Por André Garcia
Deputados de Mato Grosso aprovaram projeto de lei que reduz de 80% para 35% a porcentagem da área que deve ser preservada em propriedades rurais na Amazônia. A proposta muda a classificação de áreas amazônicas para Cerrado, onde o percentual de preservação estabelecido pelo Código Estadual de Meio Ambiente é muito inferior, garantindo assim o avanço do desmatamento.
O documento foi apresentado e aprovado em primeira votação na sessão ordinária de 8/11 e deve retornar para segunda votação na semana seguinte. Na prática, a proposta amplia de 20% para 65% a área passível de desmate, afetando quase 11,5 milhões de hectares de florestas no Estado e permitindo a devastação de cerca de 5,2 milhões de hectares.
Em novembro, pesquisadores chegaram a formalizar uma denúncia pública contra o Projeto de Lei Complementar (PLC) 18/2024, enfatizando que o texto ignora os mapeamentos oficiais do Instituto Brasileiro de Geografia e Estatística (IBGE), assim como desconsidera a metodologia técnico-científica nacional de classificação da vegetação brasileira, estabelecida no Mapa de Vegetação do Brasil.
“É uma autorização para o desmatamento de relevantes ambientes sob o véu de uma legalidade frágil e questionável, que vulnerabiliza a proteção de nascentes, de unidades de conservação e de terras indígenas e que ignora as mudanças climáticas, rebaixando o Estado de Mato Grosso e o Brasil em relação à proteção ambiental, às vésperas da realização da COP30 em Belém-PA, que tem como uma das questões centrais o combate ao desmatamento”, diz trecho da denúncia.
Além disso, como já mostramos, a flexibilização das normas coloca o agronegócio em risco, tanto por fragilizar um bioma essencial para atividade quanto pela possível perda de mercado, já que a imagem do estado no mercado internacional pode ser afetada se a proposta for interpretada como um retrocesso ambiental. Em um cenário de pressão por práticas sustentáveis, o setor estaria caminhando na contramão da competitividade.
O projeto
De acordo com o projeto, passam a ser considerados como pertencentes ao bioma Cerrado as savanas florestadas, conhecidas como “cerradão”, as florestas estacionais semideciduais, as florestas estacionais sempre-verdes e as áreas de transição entre diferentes formações vegetais, chamadas de ecótonos.
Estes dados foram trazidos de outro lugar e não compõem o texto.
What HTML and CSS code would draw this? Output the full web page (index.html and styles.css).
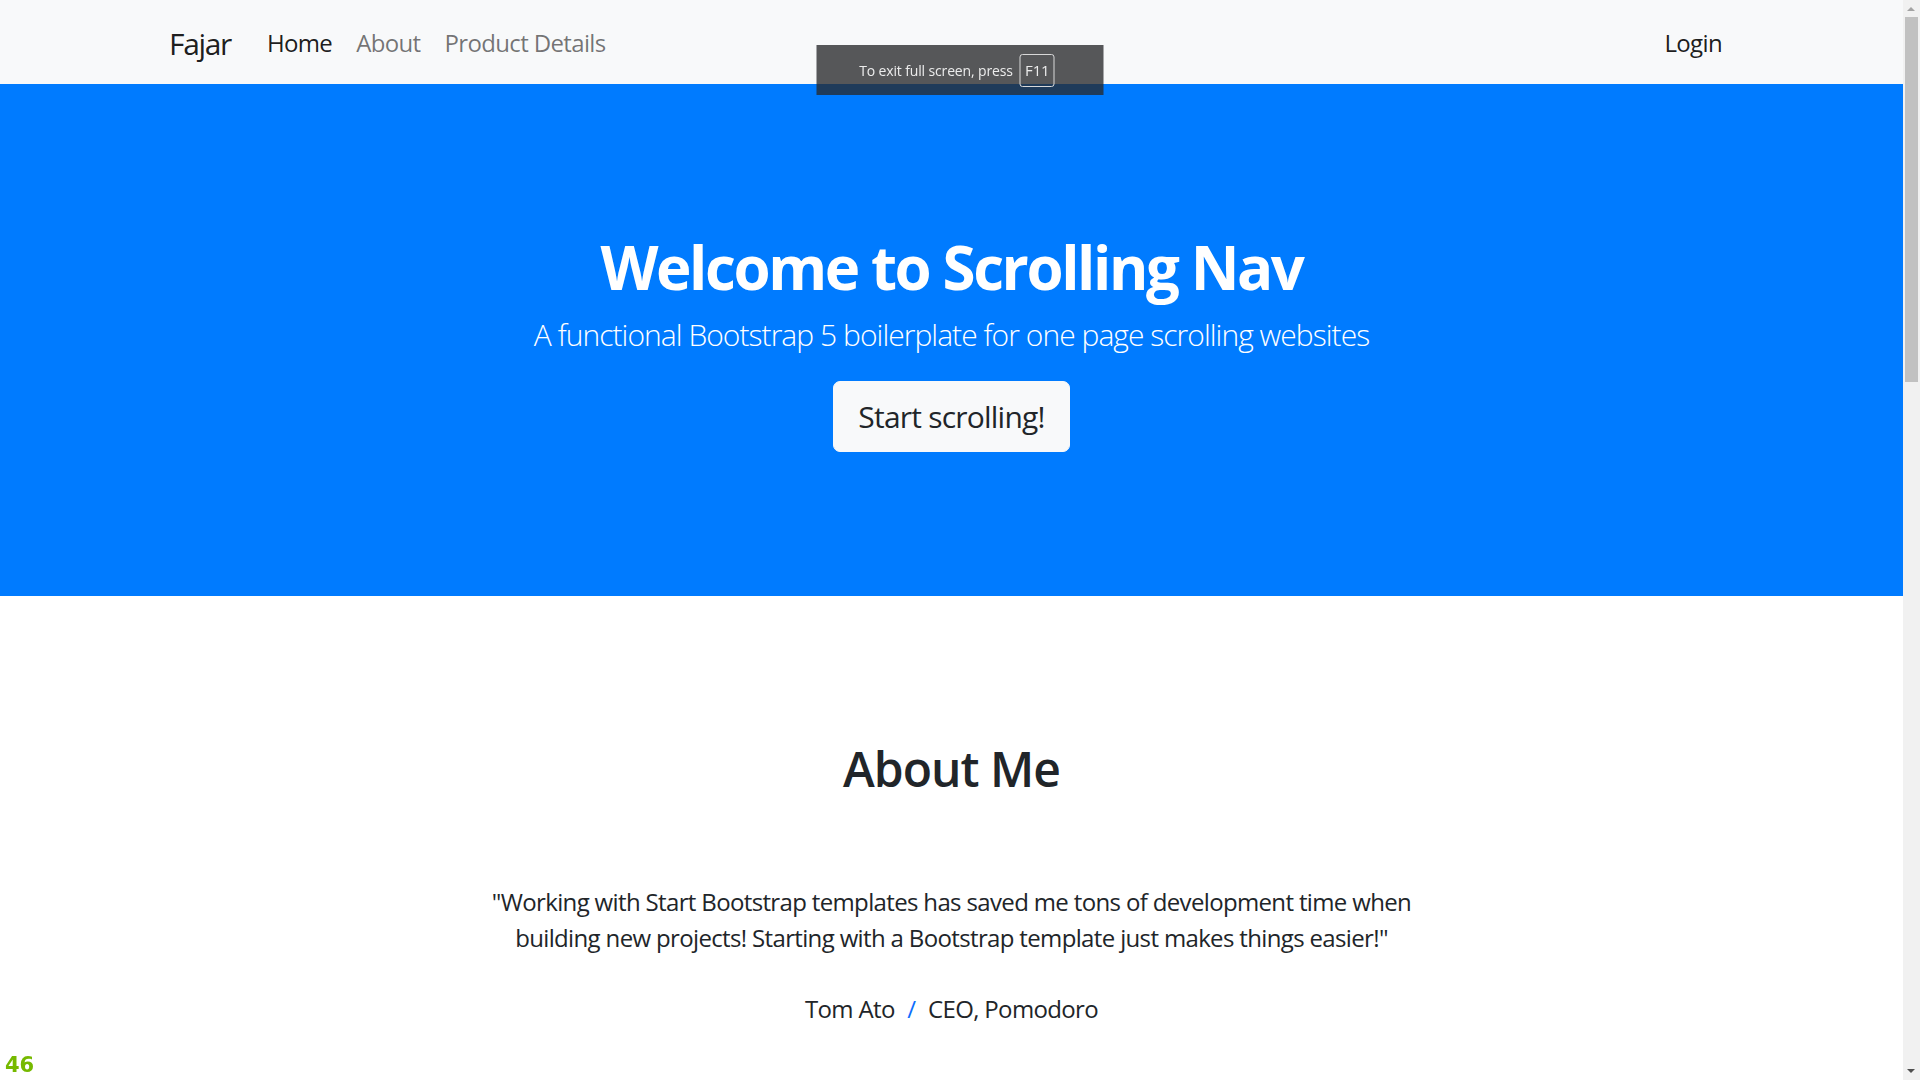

O texto propõe que a proporção existente em imóveis rurais onde coexistam vegetações de cerrado e florestas seja respeitada, garantindo a correta identificação de cada tipo de vegetação.Por exemplo, em uma propriedade rural de 100 hectares onde 30% da área seja composta por cerrado e 70% por vegetação florestal, a reserva legal deverá seguir as regras aplicáveis ao cerrado para os 30% da área, enquanto a reserva legal na área de floresta seguirá suas normas específicas. Para o caso inverso, a regra será aplicada da mesma forma de acordo com a porcentagem da área.
Manobras na ALMT
O texto do PL 18 que foi apresentado à ALMT em 22 de maio e recebeu parecer favorável da Comissão de Meio Ambiente, Recursos Hídricos e Recursos Minerais é diferente do que foi aprovado.
A versão original mencionava somente a mudança na classificação da fitofisionomia vegetal para fins de definição de reserva legal em imóveis rurais, que agora passaria a ser a do IBGE, que utiliza mapeamento na escala de 1:250.000. Atualmente, a escala do mapeamento adotado, do RADAM Brasil, é de 1:1.000.000, ou seja, de menor precisão.
No entanto, um substitutivo foi aprovado no dia 30 de outubro durante sessão ordinária. E o que representava uma maior precisão na classificação de áreas vegetais transformou-se na alteração da Amazônia em Cerrado no estado. Um parecer favorável a essas inclusões foi aprovado em primeira votação.
Em outra manobra, no mesmo dia, a Comissão de Constituição, Justiça e Redação (CCJ) se reuniu durante a sessão e o projeto já entrou em segunda votação com novo substitutivo e parecer favorável da Comissão. Apesar da estratégia questionável, o projeto não teve a votação definitiva, visto que houveram dois pedidos de vista.